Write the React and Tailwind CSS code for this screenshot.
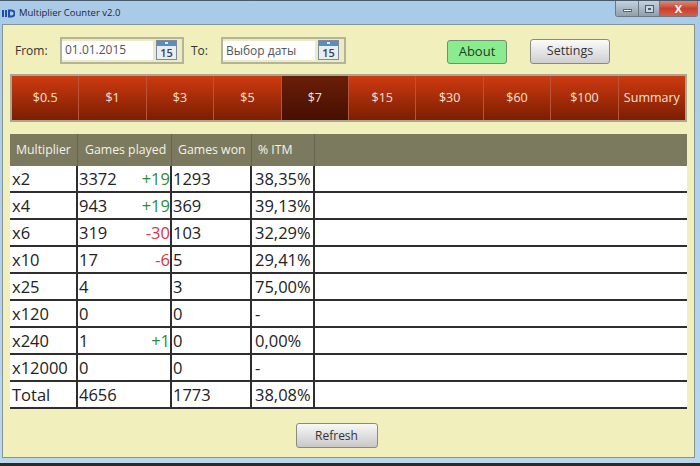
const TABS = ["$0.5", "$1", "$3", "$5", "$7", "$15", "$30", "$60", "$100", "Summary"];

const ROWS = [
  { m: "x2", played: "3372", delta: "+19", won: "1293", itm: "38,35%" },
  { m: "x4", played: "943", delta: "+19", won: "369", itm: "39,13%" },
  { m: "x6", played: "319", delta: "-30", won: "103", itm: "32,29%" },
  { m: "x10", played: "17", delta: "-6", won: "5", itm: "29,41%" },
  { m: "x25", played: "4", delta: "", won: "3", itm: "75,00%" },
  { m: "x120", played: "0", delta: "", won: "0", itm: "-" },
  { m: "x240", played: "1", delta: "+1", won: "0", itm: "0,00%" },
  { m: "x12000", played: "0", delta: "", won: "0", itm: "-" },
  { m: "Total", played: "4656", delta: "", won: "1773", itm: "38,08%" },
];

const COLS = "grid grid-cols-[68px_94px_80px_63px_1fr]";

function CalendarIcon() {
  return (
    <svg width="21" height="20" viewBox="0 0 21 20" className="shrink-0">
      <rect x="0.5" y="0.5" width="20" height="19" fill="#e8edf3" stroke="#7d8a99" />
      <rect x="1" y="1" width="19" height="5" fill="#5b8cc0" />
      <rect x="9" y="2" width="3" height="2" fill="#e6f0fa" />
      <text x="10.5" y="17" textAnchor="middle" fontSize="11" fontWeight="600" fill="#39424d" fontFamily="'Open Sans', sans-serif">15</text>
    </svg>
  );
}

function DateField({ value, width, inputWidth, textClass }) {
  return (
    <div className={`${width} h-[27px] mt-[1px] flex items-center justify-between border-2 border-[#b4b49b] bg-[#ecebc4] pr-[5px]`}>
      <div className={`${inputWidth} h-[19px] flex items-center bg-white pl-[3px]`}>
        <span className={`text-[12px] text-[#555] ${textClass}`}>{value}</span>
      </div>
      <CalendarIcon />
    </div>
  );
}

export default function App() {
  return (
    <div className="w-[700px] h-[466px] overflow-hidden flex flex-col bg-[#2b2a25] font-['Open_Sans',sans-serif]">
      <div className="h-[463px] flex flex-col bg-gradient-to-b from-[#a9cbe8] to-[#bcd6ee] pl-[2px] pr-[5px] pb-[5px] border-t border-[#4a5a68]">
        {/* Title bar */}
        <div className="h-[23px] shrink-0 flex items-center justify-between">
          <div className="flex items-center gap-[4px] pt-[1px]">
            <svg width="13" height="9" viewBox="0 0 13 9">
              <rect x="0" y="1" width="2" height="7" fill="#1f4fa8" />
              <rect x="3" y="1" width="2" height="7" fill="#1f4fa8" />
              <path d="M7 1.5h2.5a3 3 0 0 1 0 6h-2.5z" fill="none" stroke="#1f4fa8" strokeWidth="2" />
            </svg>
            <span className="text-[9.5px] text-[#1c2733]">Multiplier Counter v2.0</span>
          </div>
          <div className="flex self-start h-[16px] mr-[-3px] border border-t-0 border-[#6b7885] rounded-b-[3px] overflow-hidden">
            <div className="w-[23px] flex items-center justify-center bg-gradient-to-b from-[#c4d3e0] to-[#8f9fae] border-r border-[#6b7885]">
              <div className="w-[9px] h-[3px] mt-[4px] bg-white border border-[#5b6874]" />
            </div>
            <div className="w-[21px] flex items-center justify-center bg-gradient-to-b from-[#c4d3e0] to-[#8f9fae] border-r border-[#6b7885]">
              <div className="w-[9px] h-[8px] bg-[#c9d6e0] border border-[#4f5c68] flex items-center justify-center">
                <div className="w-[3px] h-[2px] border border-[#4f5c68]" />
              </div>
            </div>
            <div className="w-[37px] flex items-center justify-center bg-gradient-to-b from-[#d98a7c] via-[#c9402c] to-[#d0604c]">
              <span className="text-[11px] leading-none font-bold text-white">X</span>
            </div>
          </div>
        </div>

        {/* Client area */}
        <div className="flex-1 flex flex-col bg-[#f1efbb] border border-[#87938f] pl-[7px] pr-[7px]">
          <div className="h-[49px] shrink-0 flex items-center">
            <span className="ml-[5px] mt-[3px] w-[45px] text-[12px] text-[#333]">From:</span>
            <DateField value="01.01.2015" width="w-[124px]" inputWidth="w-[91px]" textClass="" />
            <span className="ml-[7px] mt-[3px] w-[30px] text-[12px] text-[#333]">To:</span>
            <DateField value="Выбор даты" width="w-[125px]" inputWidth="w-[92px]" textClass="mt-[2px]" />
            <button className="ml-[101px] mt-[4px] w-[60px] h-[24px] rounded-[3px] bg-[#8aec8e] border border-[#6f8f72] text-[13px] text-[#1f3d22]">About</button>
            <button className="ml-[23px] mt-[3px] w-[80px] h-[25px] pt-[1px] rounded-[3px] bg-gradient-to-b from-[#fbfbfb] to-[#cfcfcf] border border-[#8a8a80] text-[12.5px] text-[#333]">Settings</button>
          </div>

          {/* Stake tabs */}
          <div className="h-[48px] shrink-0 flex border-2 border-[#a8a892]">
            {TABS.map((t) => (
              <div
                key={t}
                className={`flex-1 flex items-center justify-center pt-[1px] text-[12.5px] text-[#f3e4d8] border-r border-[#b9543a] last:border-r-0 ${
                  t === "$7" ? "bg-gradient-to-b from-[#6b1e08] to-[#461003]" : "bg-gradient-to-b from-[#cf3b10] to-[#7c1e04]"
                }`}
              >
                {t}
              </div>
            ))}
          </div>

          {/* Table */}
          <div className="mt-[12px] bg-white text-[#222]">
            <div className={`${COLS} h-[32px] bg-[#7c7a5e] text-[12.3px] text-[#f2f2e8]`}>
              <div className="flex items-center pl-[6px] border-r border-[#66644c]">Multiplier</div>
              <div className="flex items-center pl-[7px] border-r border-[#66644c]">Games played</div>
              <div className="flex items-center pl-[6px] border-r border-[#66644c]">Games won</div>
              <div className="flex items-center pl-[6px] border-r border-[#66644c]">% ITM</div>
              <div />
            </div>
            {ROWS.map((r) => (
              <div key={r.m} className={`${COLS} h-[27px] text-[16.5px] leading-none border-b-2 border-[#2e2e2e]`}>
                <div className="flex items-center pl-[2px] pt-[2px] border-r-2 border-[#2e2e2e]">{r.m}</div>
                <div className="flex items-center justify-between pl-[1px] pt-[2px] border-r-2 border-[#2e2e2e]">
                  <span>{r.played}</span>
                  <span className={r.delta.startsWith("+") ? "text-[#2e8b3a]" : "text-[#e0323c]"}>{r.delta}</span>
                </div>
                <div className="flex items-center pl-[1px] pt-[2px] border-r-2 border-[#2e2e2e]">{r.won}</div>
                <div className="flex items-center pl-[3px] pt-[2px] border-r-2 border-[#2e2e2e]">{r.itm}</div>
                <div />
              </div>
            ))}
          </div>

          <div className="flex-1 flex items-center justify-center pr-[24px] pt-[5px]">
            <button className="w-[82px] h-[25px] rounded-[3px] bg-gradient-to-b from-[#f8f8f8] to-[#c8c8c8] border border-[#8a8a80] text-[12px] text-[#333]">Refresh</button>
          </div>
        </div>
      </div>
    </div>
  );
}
-=-=-
▶ _Stated goal_
Would you return the data exactly as written, without the pictures?

▶ _Output of the exercise_
Write the React and Tailwind CSS code for this screenshot.
const TABS = ["$0.5", "$1", "$3", "$5", "$7", "$15", "$30", "$60", "$100", "Summary"];

const ROWS = [
  { m: "x2", played: "3372", delta: "+19", won: "1293", itm: "38,35%" },
  { m: "x4", played: "943", delta: "+19", won: "369", itm: "39,13%" },
  { m: "x6", played: "319", delta: "-30", won: "103", itm: "32,29%" },
  { m: "x10", played: "17", delta: "-6", won: "5", itm: "29,41%" },
  { m: "x25", played: "4", delta: "", won: "3", itm: "75,00%" },
  { m: "x120", played: "0", delta: "", won: "0", itm: "-" },
  { m: "x240", played: "1", delta: "+1", won: "0", itm: "0,00%" },
  { m: "x12000", played: "0", delta: "", won: "0", itm: "-" },
  { m: "Total", played: "4656", delta: "", won: "1773", itm: "38,08%" },
];

const COLS = "grid grid-cols-[68px_94px_80px_63px_1fr]";

function CalendarIcon() {
  return (
    <svg width="21" height="20" viewBox="0 0 21 20" className="shrink-0">
      <rect x="0.5" y="0.5" width="20" height="19" fill="#e8edf3" stroke="#7d8a99" />
      <rect x="1" y="1" width="19" height="5" fill="#5b8cc0" />
      <rect x="9" y="2" width="3" height="2" fill="#e6f0fa" />
      <text x="10.5" y="17" textAnchor="middle" fontSize="11" fontWeight="600" fill="#39424d" fontFamily="'Open Sans', sans-serif">15</text>
    </svg>
  );
}

function DateField({ value, width, inputWidth, textClass }) {
  return (
    <div className={`${width} h-[27px] mt-[1px] flex items-center justify-between border-2 border-[#b4b49b] bg-[#ecebc4] pr-[5px]`}>
      <div className={`${inputWidth} h-[19px] flex items-center bg-white pl-[3px]`}>
        <span className={`text-[12px] text-[#555] ${textClass}`}>{value}</span>
      </div>
      <CalendarIcon />
    </div>
  );
}

export default function App() {
  return (
    <div className="w-[700px] h-[466px] overflow-hidden flex flex-col bg-[#2b2a25] font-['Open_Sans',sans-serif]">
      <div className="h-[463px] flex flex-col bg-gradient-to-b from-[#a9cbe8] to-[#bcd6ee] pl-[2px] pr-[5px] pb-[5px] border-t border-[#4a5a68]">
        {/* Title bar */}
        <div className="h-[23px] shrink-0 flex items-center justify-between">
          <div className="flex items-center gap-[4px] pt-[1px]">
            <svg width="13" height="9" viewBox="0 0 13 9">
              <rect x="0" y="1" width="2" height="7" fill="#1f4fa8" />
              <rect x="3" y="1" width="2" height="7" fill="#1f4fa8" />
              <path d="M7 1.5h2.5a3 3 0 0 1 0 6h-2.5z" fill="none" stroke="#1f4fa8" strokeWidth="2" />
            </svg>
            <span className="text-[9.5px] text-[#1c2733]">Multiplier Counter v2.0</span>
          </div>
          <div className="flex self-start h-[16px] mr-[-3px] border border-t-0 border-[#6b7885] rounded-b-[3px] overflow-hidden">
            <div className="w-[23px] flex items-center justify-center bg-gradient-to-b from-[#c4d3e0] to-[#8f9fae] border-r border-[#6b7885]">
              <div className="w-[9px] h-[3px] mt-[4px] bg-white border border-[#5b6874]" />
            </div>
            <div className="w-[21px] flex items-center justify-center bg-gradient-to-b from-[#c4d3e0] to-[#8f9fae] border-r border-[#6b7885]">
              <div className="w-[9px] h-[8px] bg-[#c9d6e0] border border-[#4f5c68] flex items-center justify-center">
                <div className="w-[3px] h-[2px] border border-[#4f5c68]" />
              </div>
            </div>
            <div className="w-[37px] flex items-center justify-center bg-gradient-to-b from-[#d98a7c] via-[#c9402c] to-[#d0604c]">
              <span className="text-[11px] leading-none font-bold text-white">X</span>
            </div>
          </div>
        </div>

        {/* Client area */}
        <div className="flex-1 flex flex-col bg-[#f1efbb] border border-[#87938f] pl-[7px] pr-[7px]">
          <div className="h-[49px] shrink-0 flex items-center">
            <span className="ml-[5px] mt-[3px] w-[45px] text-[12px] text-[#333]">From:</span>
            <DateField value="01.01.2015" width="w-[124px]" inputWidth="w-[91px]" textClass="" />
            <span className="ml-[7px] mt-[3px] w-[30px] text-[12px] text-[#333]">To:</span>
            <DateField value="Выбор даты" width="w-[125px]" inputWidth="w-[92px]" textClass="mt-[2px]" />
            <button className="ml-[101px] mt-[4px] w-[60px] h-[24px] rounded-[3px] bg-[#8aec8e] border border-[#6f8f72] text-[13px] text-[#1f3d22]">About</button>
            <button className="ml-[23px] mt-[3px] w-[80px] h-[25px] pt-[1px] rounded-[3px] bg-gradient-to-b from-[#fbfbfb] to-[#cfcfcf] border border-[#8a8a80] text-[12.5px] text-[#333]">Settings</button>
          </div>

          {/* Stake tabs */}
          <div className="h-[48px] shrink-0 flex border-2 border-[#a8a892]">
            {TABS.map((t) => (
              <div
                key={t}
                className={`flex-1 flex items-center justify-center pt-[1px] text-[12.5px] text-[#f3e4d8] border-r border-[#b9543a] last:border-r-0 ${
                  t === "$7" ? "bg-gradient-to-b from-[#6b1e08] to-[#461003]" : "bg-gradient-to-b from-[#cf3b10] to-[#7c1e04]"
                }`}
              >
                {t}
              </div>
            ))}
          </div>

          {/* Table */}
          <div className="mt-[12px] bg-white text-[#222]">
            <div className={`${COLS} h-[32px] bg-[#7c7a5e] text-[12.3px] text-[#f2f2e8]`}>
              <div className="flex items-center pl-[6px] border-r border-[#66644c]">Multiplier</div>
              <div className="flex items-center pl-[7px] border-r border-[#66644c]">Games played</div>
              <div className="flex items-center pl-[6px] border-r border-[#66644c]">Games won</div>
              <div className="flex items-center pl-[6px] border-r border-[#66644c]">% ITM</div>
              <div />
            </div>
            {ROWS.map((r) => (
              <div key={r.m} className={`${COLS} h-[27px] text-[16.5px] leading-none border-b-2 border-[#2e2e2e]`}>
                <div className="flex items-center pl-[2px] pt-[2px] border-r-2 border-[#2e2e2e]">{r.m}</div>
                <div className="flex items-center justify-between pl-[1px] pt-[2px] border-r-2 border-[#2e2e2e]">
                  <span>{r.played}</span>
                  <span className={r.delta.startsWith("+") ? "text-[#2e8b3a]" : "text-[#e0323c]"}>{r.delta}</span>
                </div>
                <div className="flex items-center pl-[1px] pt-[2px] border-r-2 border-[#2e2e2e]">{r.won}</div>
                <div className="flex items-center pl-[3px] pt-[2px] border-r-2 border-[#2e2e2e]">{r.itm}</div>
                <div />
              </div>
            ))}
          </div>

          <div className="flex-1 flex items-center justify-center pr-[24px] pt-[5px]">
            <button className="w-[82px] h-[25px] rounded-[3px] bg-gradient-to-b from-[#f8f8f8] to-[#c8c8c8] border border-[#8a8a80] text-[12px] text-[#333]">Refresh</button>
          </div>
        </div>
      </div>
    </div>
  );
}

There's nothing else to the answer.